After facing one cataclysm and surviving, Gallifrey fell once more at the Master's hand. (Image: BBC)

But Gallifrey’s new place in the timeline after “The Day of the Doctor” wouldn’t last that long, because the Time Lords wouldn’t be the Time Lords without some convoluted machinations. Eventually, they found ways through the barriers put in place by the Doctors. Speaking through fractures in time itself, the Time Lords called the Doctor — and zillions of their most deadly foes — to the planet Trenzalore, leading to the Eleventh Doctor fighting a centuries-long siege to protect the planet’s population and to ensure the Time Lords remained safely sealed, a sacrifice that led to them gifting the Doctor a new set of regenerations as thanks.

Eventually, with or without the Doctor’s aid, the Time Lords escaped the pocket they’d been hidden away in and relocated Gallifrey to the end of the universe itself. But it wouldn’t be enough to save them from the grim fate they’d fought the entire War to avoid in the first place. After the returned Master discovered that his people were not just alive, but had hidden a terrible secret about the creation of the Time Lords as a civilisation as a whole, the Master laid Gallifrey to ruins, butchering the Time Lords before collaborating with the Cybermen to convert their corpses into a new army.

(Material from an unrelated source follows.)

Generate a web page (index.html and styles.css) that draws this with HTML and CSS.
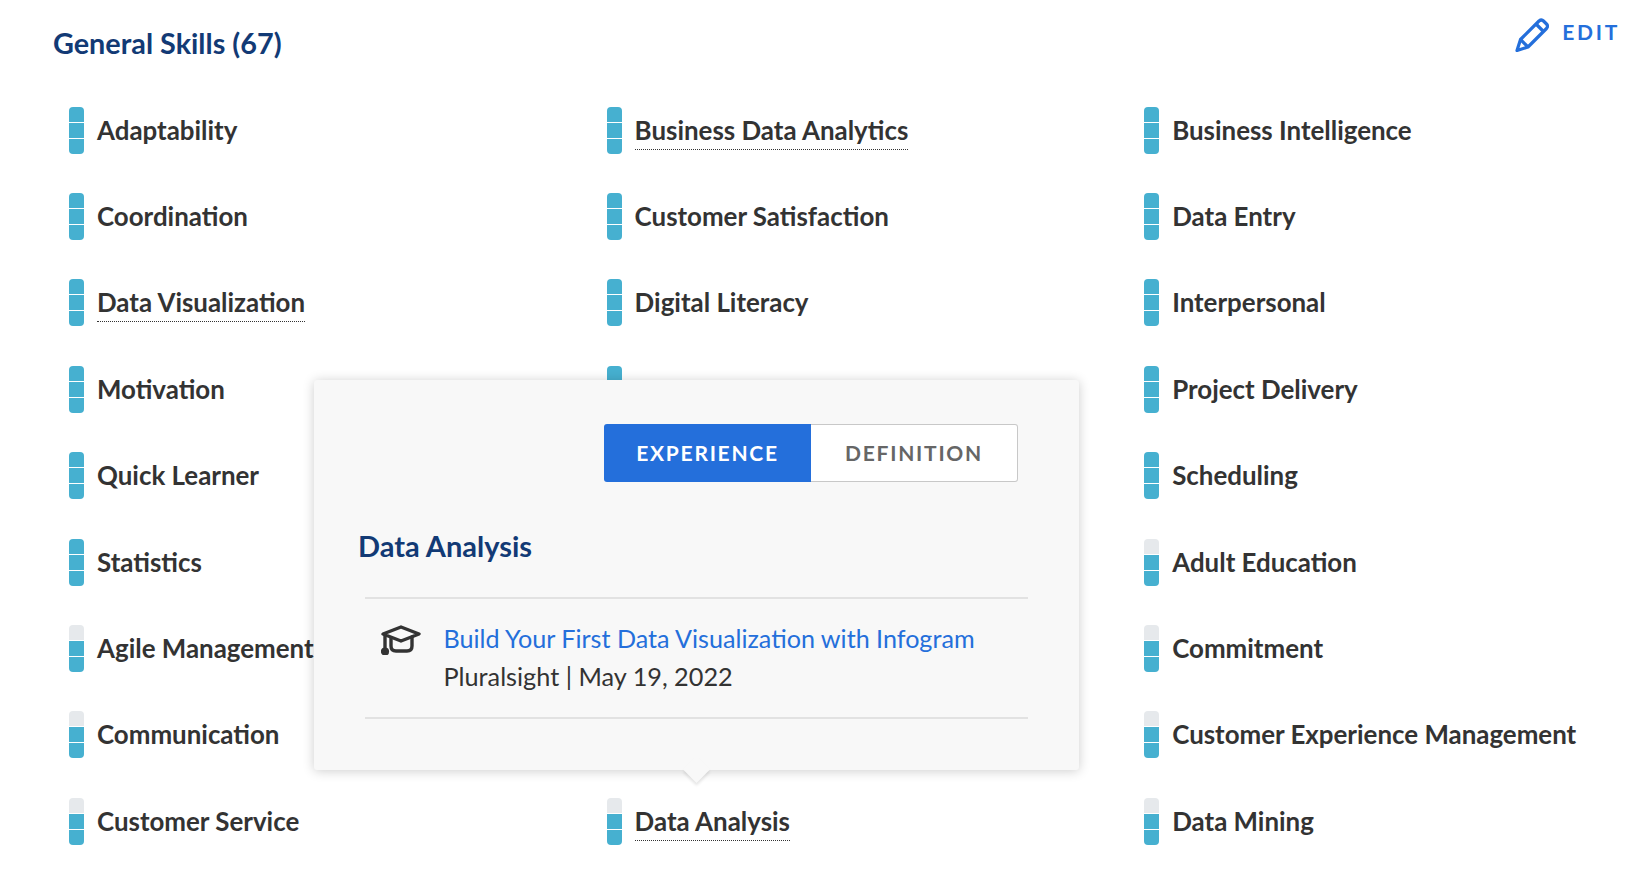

Defeated by the now Thirteenth incarnation of the Doctor — and thanks to the help of yet another horrifying weapon, the Cyberman-created Death particle — all life on the ruined Gallifrey was wiped out, seemingly including the Master and his revived Cyber-Masters.

And with it, at last, the Time War could finally be considered at an end. As much as one can end a war happening across all of time, that is.